■ Short task: Look for the string "screenshot" in every line, and copy each line that has it.

■ Rows:
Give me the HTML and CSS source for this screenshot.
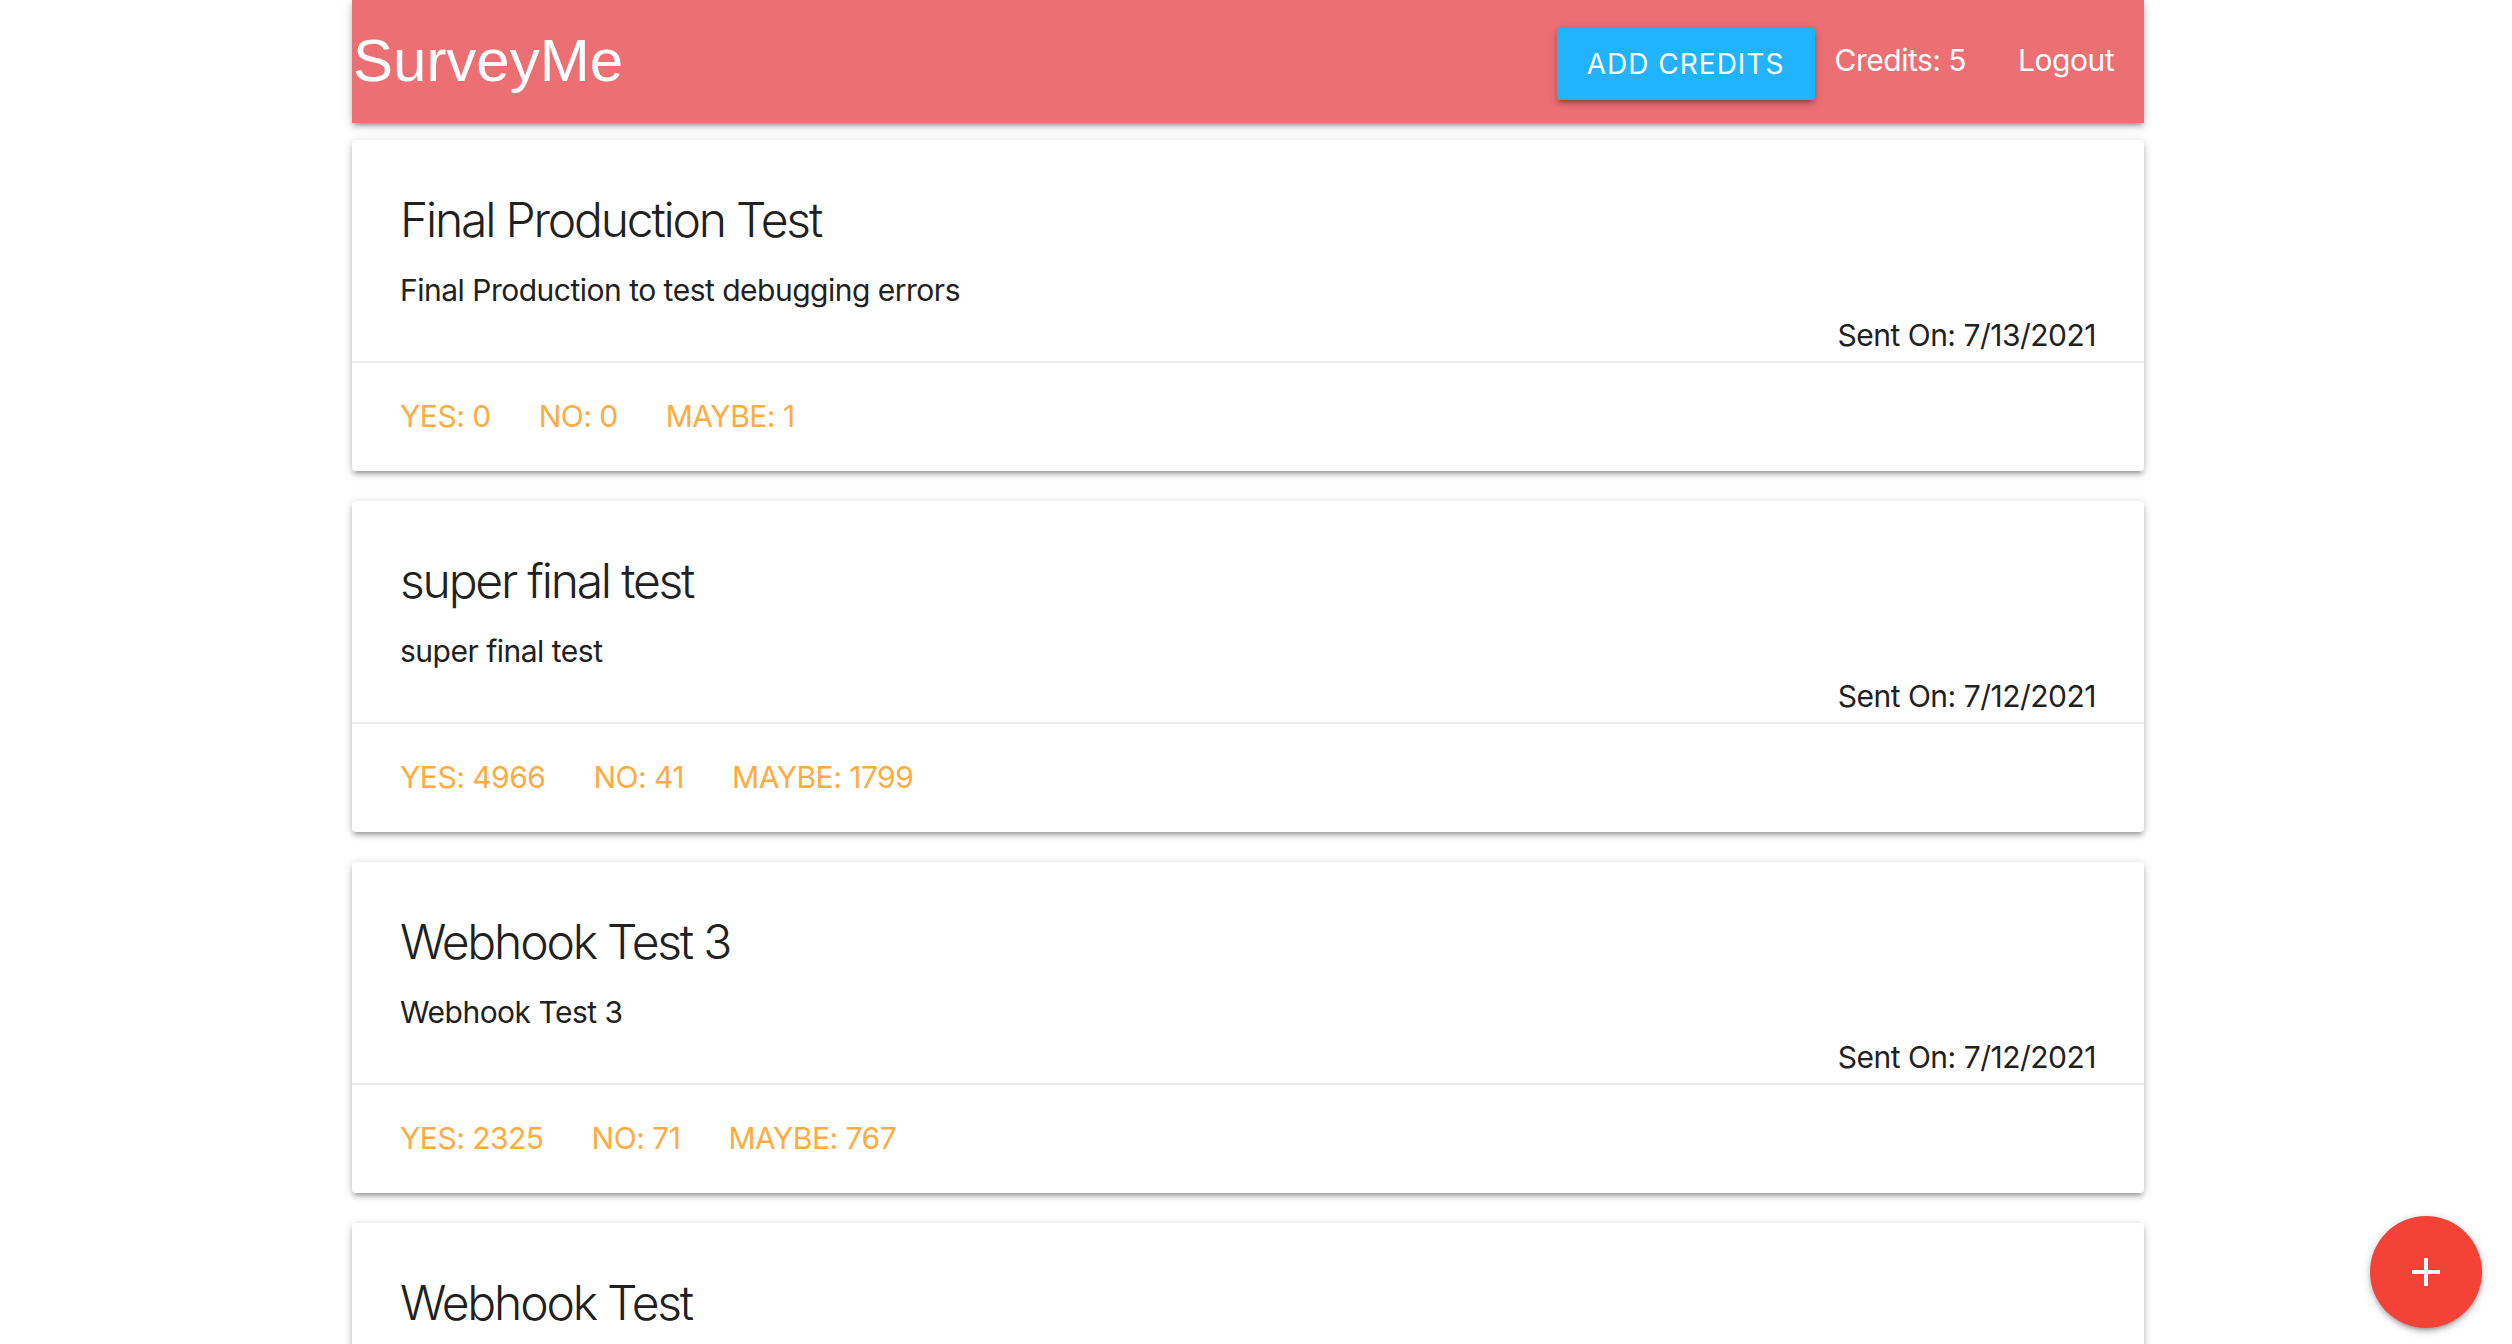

* * *

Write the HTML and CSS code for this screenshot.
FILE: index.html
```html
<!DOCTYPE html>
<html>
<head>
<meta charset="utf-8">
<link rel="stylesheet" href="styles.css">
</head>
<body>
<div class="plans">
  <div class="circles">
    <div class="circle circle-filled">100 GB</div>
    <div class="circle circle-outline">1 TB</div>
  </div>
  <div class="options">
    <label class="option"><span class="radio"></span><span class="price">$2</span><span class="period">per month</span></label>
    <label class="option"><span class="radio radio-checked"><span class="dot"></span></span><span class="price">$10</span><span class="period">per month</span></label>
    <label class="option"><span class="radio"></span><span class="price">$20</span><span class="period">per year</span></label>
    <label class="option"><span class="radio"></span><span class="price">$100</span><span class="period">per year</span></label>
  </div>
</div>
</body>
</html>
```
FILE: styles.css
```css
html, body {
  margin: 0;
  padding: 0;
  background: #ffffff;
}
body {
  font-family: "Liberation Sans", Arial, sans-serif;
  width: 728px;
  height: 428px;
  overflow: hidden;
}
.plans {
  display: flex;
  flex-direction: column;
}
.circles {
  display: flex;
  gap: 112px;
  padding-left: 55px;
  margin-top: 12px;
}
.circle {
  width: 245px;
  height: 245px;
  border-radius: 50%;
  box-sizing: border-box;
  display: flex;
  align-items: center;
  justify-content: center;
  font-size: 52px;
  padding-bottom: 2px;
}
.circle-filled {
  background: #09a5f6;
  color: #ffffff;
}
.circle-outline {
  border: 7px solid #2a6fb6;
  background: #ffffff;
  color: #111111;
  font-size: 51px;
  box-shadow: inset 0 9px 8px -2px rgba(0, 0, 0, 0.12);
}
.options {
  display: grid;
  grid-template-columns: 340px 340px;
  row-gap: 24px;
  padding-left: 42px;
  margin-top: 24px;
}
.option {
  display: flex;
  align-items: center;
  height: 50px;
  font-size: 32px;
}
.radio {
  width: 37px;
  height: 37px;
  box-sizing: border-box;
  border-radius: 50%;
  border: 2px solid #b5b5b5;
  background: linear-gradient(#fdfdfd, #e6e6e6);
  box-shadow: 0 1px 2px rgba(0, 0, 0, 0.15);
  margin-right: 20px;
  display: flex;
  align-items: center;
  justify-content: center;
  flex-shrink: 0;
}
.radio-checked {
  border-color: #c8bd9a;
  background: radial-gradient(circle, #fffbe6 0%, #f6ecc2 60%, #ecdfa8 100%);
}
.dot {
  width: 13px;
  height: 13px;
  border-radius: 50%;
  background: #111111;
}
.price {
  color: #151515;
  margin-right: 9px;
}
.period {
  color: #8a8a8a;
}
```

■ Exercise response:
Give me the HTML and CSS source for this screenshot.
Write the HTML and CSS code for this screenshot.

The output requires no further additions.